The Star in the West: a Critical Essay upon the Works of Aleister Crowley by Captain (as he then was) J. F. C. Fuller can now be read online at Scribd. The current copy consists of page images, scanned from the 1976 Neptune Press reprint, and includes the frontispiece plate, omitted in the existing Internet copy. A re-set may be prepared at some point.

This is a lengthy study of Crowley's early poetry and philosophy (as expressed in the writings collected in his 1905-7 Collected Works). Some might question the "critical" part; even AC was occasionally embarassed by the excesses of Fuller's praise, as witnessed by his ca. 1910 poem "The Convert (a hundred years hence)":
There met one eve in a sylan glade
A horrible Man and a beautiful maid.
"Where are you going, so meek and holy?"
"I'm going to temple to worship Crowley"
"Crowley is God, then? How did you know?"
"Why, it's Captain Fuller that told us so."
"And how do you know that Fuller was right?"
"I’m afraid you're a wicked man; Good-night."
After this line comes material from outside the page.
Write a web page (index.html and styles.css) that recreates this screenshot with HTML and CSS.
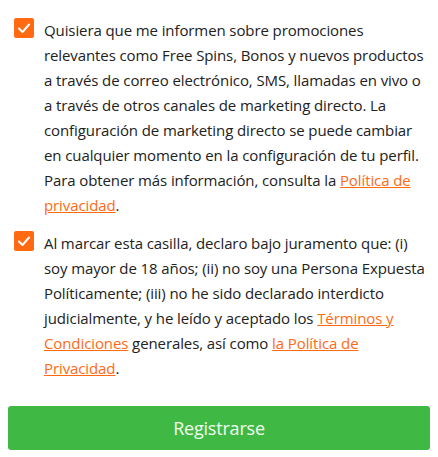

While this sort of thing is styled success
I shall not count failure bitterness
The symbolic design on the cover, which later appeared as an example Lamen in Book 4 Part II has itself raised questions, since a similar design (lacking "666," "418," "T.A.R.O." and "V.V.V.V.V." and with a sunburst in a triangle in the centre) appears in O.T.O. literature issued by Reuss apparently prior to his association with Crowley (see for example Starr, "Aleister Crowley, Freemason" AQC 108, note 5) and also appears as one of the seals on AC's O.T.O. charter. It is possible that both are independent modifications of an earlier original; a similar design is used by a modern group claiming to derive from Mathers' Alpha et Omega (see www.golden-dawn.com).